Personal information
- Born: 23 October 1998 (age 27) Sōja, Japan
- Nationality: Japanese
- Height: 1.72 m (5 ft 8 in)
- Playing position: Right back

Club information
- Current club: CSM Slatina

Senior clubs
- Years: Team
- 0000-2024: Hokkoku Bank
- 2024-2026: BSV Sachsen Zwickau
- 2026-: CSM Slatina

National team ^{1}
- Years: Team / Apps / (Gls)
- –: Japan / 43 / (135)

Medal record
Women's handball
Representing Japan
Asian Games
| Gold medal – first place | 2022 Hangzhou | Team |
| Silver medal – second place | 2026 Aichi–Nagoya | Team |
Asian Championship
| Gold medal – first place | 2024 India |  |
| Silver medal – second place | 2022 South Korea |  |

= Kaho Nakayama (handballer) =

Japanese handball player (born 1998)

Kaho Nakayama (born 23 October 1998) is a Japanese female handball player player for Romanian handball club CSM Slatina and the Japanese national team.

== Career ==
Nakayama started her career for the Japanese club Hokkoku Bank. In 2024 she joined German team BSV Sachsen Zwickau.
For the 2026/27 season, she moved to the Romanian first-division club CSM Slatina.

== National team ==
With the Japan women's national junior handball team she played at the 2018 Women's Junior World Handball Championship and got a 14th place.

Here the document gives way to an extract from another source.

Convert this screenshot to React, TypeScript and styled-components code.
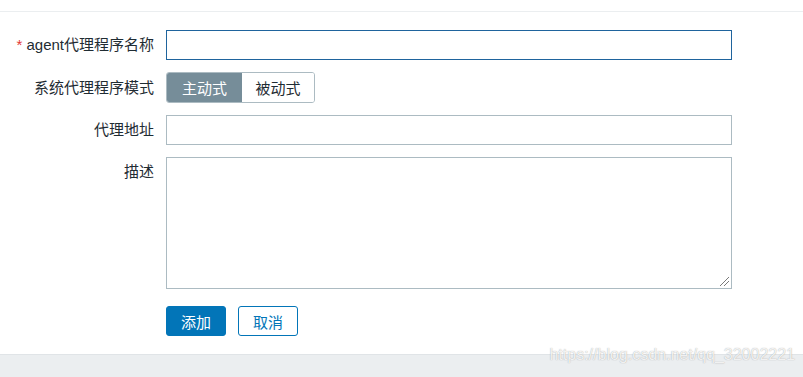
import React from 'react';
import styled, { createGlobalStyle } from 'styled-components';

const GlobalStyle = createGlobalStyle`
  html, body {
    margin: 0;
    padding: 0;
    background: #ffffff;
  }
  body {
    font-family: Arial, 'Liberation Sans', 'Noto Sans CJK SC', sans-serif;
    font-size: 15px;
    color: #1f2c33;
  }
`;

const App: React.FC = () => {
  return (
    <Page>
      <GlobalStyle />
      <TopBar />
      <Form>
        <Label>
          <Required>*</Required> agent代理程序名称
        </Label>
        <Field>
          <TextInput focused />
        </Field>

        <Label>系统代理程序模式</Label>
        <Field>
          <Segmented>
            <Segment active>主动式</Segment>
            <Segment>被动式</Segment>
          </Segmented>
        </Field>

        <Label>代理地址</Label>
        <Field>
          <TextInput />
        </Field>

        <Label top>描述</Label>
        <Field>
          <TextArea />
        </Field>

        <span />
        <Actions>
          <PrimaryButton>添加</PrimaryButton>
          <SecondaryButton>取消</SecondaryButton>
        </Actions>
      </Form>
      <Footer>
        <Watermark>https://blog.csdn.net/qq_32002221</Watermark>
      </Footer>
    </Page>
  );
};

const Page = styled.div`
  width: 803px;
  height: 377px;
  display: flex;
  flex-direction: column;
  overflow: hidden;
`;

const TopBar = styled.div`
  height: 11px;
  border-bottom: 1px solid #ebeef0;
  flex-shrink: 0;
`;

const Form = styled.div`
  display: grid;
  grid-template-columns: 154px 566px;
  column-gap: 12px;
  row-gap: 12px;
  padding-top: 18px;
  padding-bottom: 18px;
  flex: 1;
  align-content: start;
`;

const Label = styled.div<{ top?: boolean }>`
  text-align: right;
  white-space: nowrap;
  line-height: 18px;
  align-self: ${(p) => (p.top ? 'start' : 'center')};
  padding-top: ${(p) => (p.top ? '6px' : '0')};
  color: #1f2c33;
`;

const Required = styled.span`
  color: #e33734;
`;

const Field = styled.div`
  display: flex;
`;

const TextInput = styled.div<{ focused?: boolean }>`
  width: 566px;
  height: 30px;
  box-sizing: border-box;
  border: 1px solid ${(p) => (p.focused ? '#1f649d' : '#acbbc2')};
  background: #ffffff;
`;

const TextArea = styled.div`
  position: relative;
  width: 566px;
  height: 132px;
  box-sizing: border-box;
  border: 1px solid #acbbc2;
  background: #ffffff;

  &::after {
    content: '';
    position: absolute;
    right: 2px;
    bottom: 2px;
    width: 9px;
    height: 9px;
    background: linear-gradient(
      135deg,
      transparent 0 45%,
      #7a7a7a 45% 52%,
      transparent 52% 70%,
      #7a7a7a 70% 77%,
      transparent 77%
    );
  }
`;

const Segmented = styled.div`
  display: flex;
  height: 31px;
  box-sizing: border-box;
  border: 1px solid #acbbc2;
  border-radius: 3px;
  overflow: hidden;
`;

const Segment = styled.div<{ active?: boolean }>`
  width: ${(p) => (p.active ? '75px' : '72px')};
  display: flex;
  align-items: center;
  justify-content: center;
  background: ${(p) => (p.active ? '#768d99' : '#ffffff')};
  color: ${(p) => (p.active ? '#ffffff' : '#1f2c33')};
`;

const Actions = styled.div`
  display: flex;
  gap: 12px;
  margin-top: 5px;
`;

const PrimaryButton = styled.div`
  width: 60px;
  height: 30px;
  box-sizing: border-box;
  border-radius: 3px;
  background: #0275b8;
  border: 1px solid #0275b8;
  color: #ffffff;
  display: flex;
  align-items: center;
  justify-content: center;
`;

const SecondaryButton = styled(PrimaryButton)`
  background: #ffffff;
  color: #0275b8;
`;

const Footer = styled.div`
  position: relative;
  height: 22px;
  flex-shrink: 0;
  background: #ebeef0;
  border-top: 1px solid #e0e4e7;
`;

const Watermark = styled.div`
  position: absolute;
  right: 8px;
  top: -9px;
  font-family: 'Liberation Sans', Arial, sans-serif;
  font-size: 16px;
  color: rgba(255, 255, 255, 0.85);
  text-shadow: 0 0 1px rgba(120, 120, 120, 0.7);
  white-space: nowrap;
`;

export default App;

She represented Japan at the 2021 World Women's Handball Championship in Spain, where Japan finished 11th.

At the 2022 Asian Championship, she won silver medals, losing to South Korea in the final.

At the 2023 World Championship she was part of the Japanese team that finished 17th. Nakayama scored 20 goals in 6 matches.

At the 2024 Asian Championship she won gold medals with the Japanese team.

She represented Japan again at the 2025 World Championship.